Now that Sam Bankman-Fried’s fall from grace is complete, uneasiness is growing around the dominance that his rival Changpeng Zhao’s Binance holds in the cryptocurrency market.

The worries surfaced again on Friday as the accounting firm Mazars Group halted work for Binance and other crypto firms on reports that are meant to demonstrate that the companies hold the necessary reserves needed to cover any potential surge of customer withdrawals.

Zhao, who goes by his initials CZ, has insisted repeatedly that Binance doesn’t misuse customer funds like FTX allegedly did and that his exchange can process whatever amount of withdrawals comes its way. Binance has a longer track record than FTX, proof it’s been able to survive previous “crypto winters,” including a more than 80 per cent plunge in bitcoin from December of 2017 to the end of 2018.

Still, it’s been a tough few days. Mazars’ move threatens to cloud an accounting picture many already found opaque – indeed it was likely the market’s lack of reassurance from Mazars’ “proof-of-reserves” reports that led the firm to halt all such work. A televised appearance earlier in the week in which CZ was peppered with questions about Binance’s financial strength gave critics grist for another round of heckling.

Even for those who ostensibly support CZ and his exchange, Binance’s market supremacy in the wake of FTX’s collapse doesn’t sit well in an industry that preaches decentralisation.
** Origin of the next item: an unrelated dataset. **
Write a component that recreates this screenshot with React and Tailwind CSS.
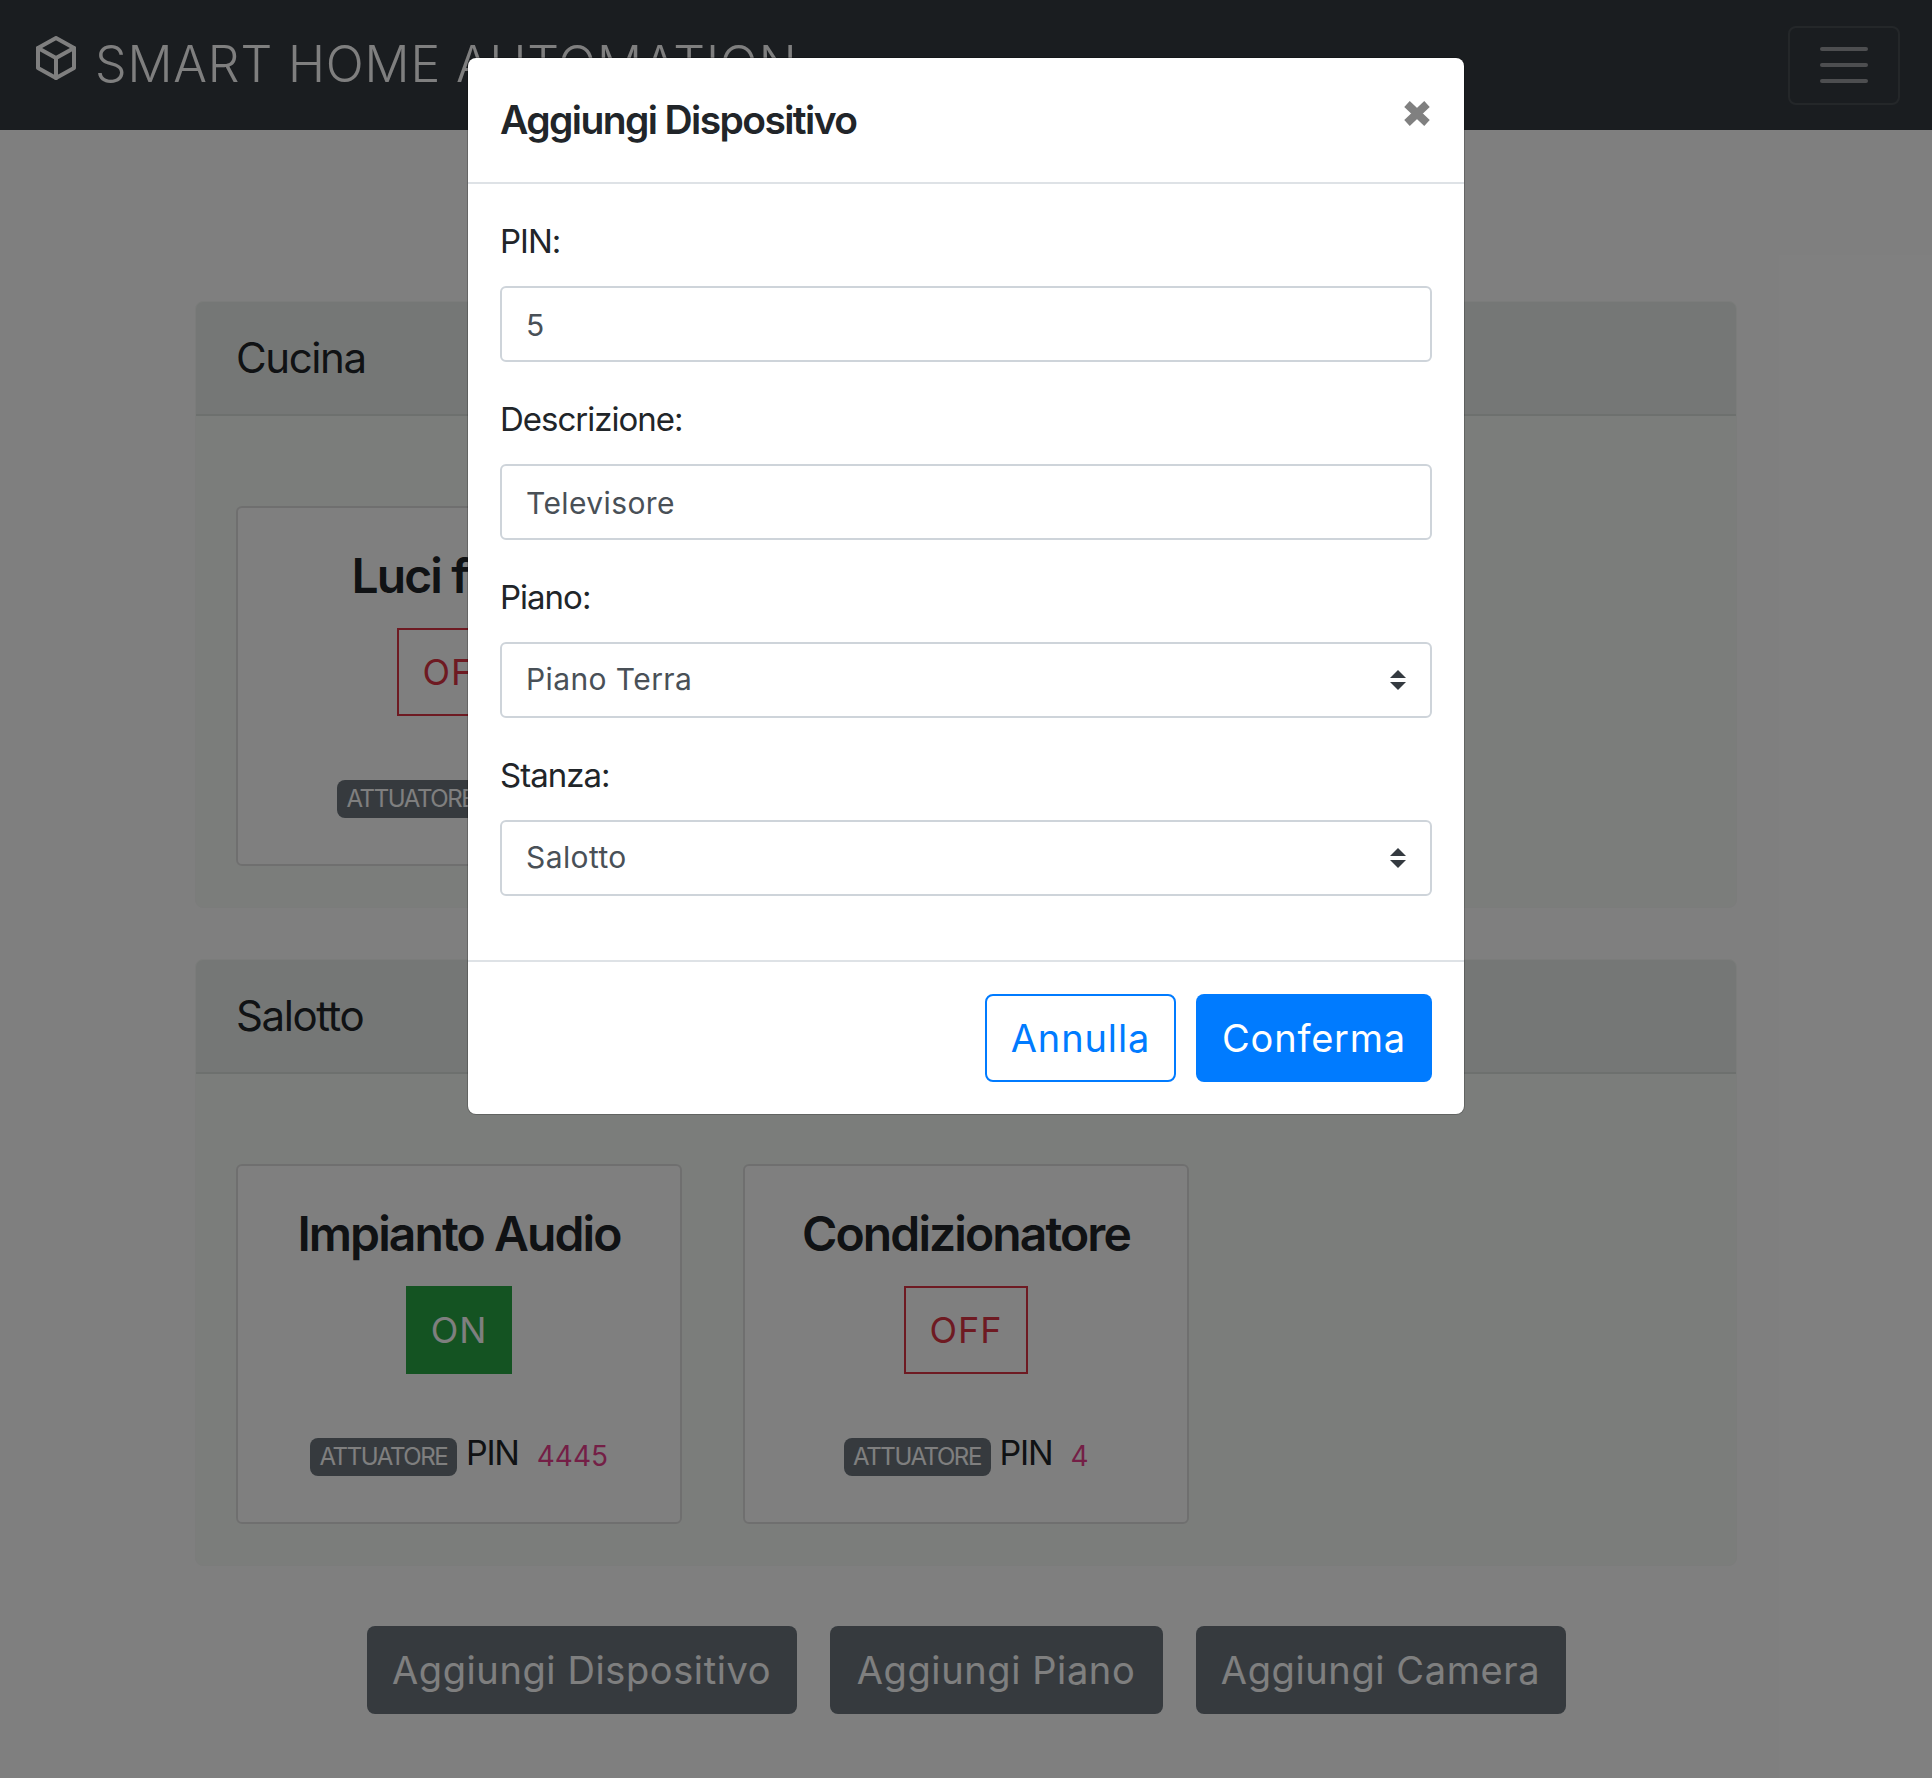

Weakness in crypto prices that followed headlines about CZ’s company this week reinforce concern that Binance has become a “too big to fail” player in a market where, unlike traditional finance, there’s no one to stop a potential failure, offer a bailout or soothe any contagion.

“I don’t think Binance is trying to cause problems, but that organisation is now a risk to all of us,” said Mark Lurie, the chief executive officer and co-founder of Shipyard Software, a developer of decentralised exchanges. “Anytime you have one player controlling substantial amount of volume, there’s a lot of systematic risks.”

As Bankman-Fried’s FTX empire collapsed into bankruptcy and the 30-year-old former billionaire swapped a luxury penthouse for a Bahamas jail cell, Binance has increased its market share to 52.9 per cent, its largest ever, and grown its share of derivatives trading to 67.2 per cent, according to CryptoCompare.

Binance’s dominance came up in a Senate committee hearing on FTX on Wednesday, with Tennessee Senator Bill Hagerty saying a hypothetical similar implosion by CZ’s exchange would prove “catastrophic for the cryptocurrency industry, and it would prove catastrophic to all of the consumers that utilise the industry”.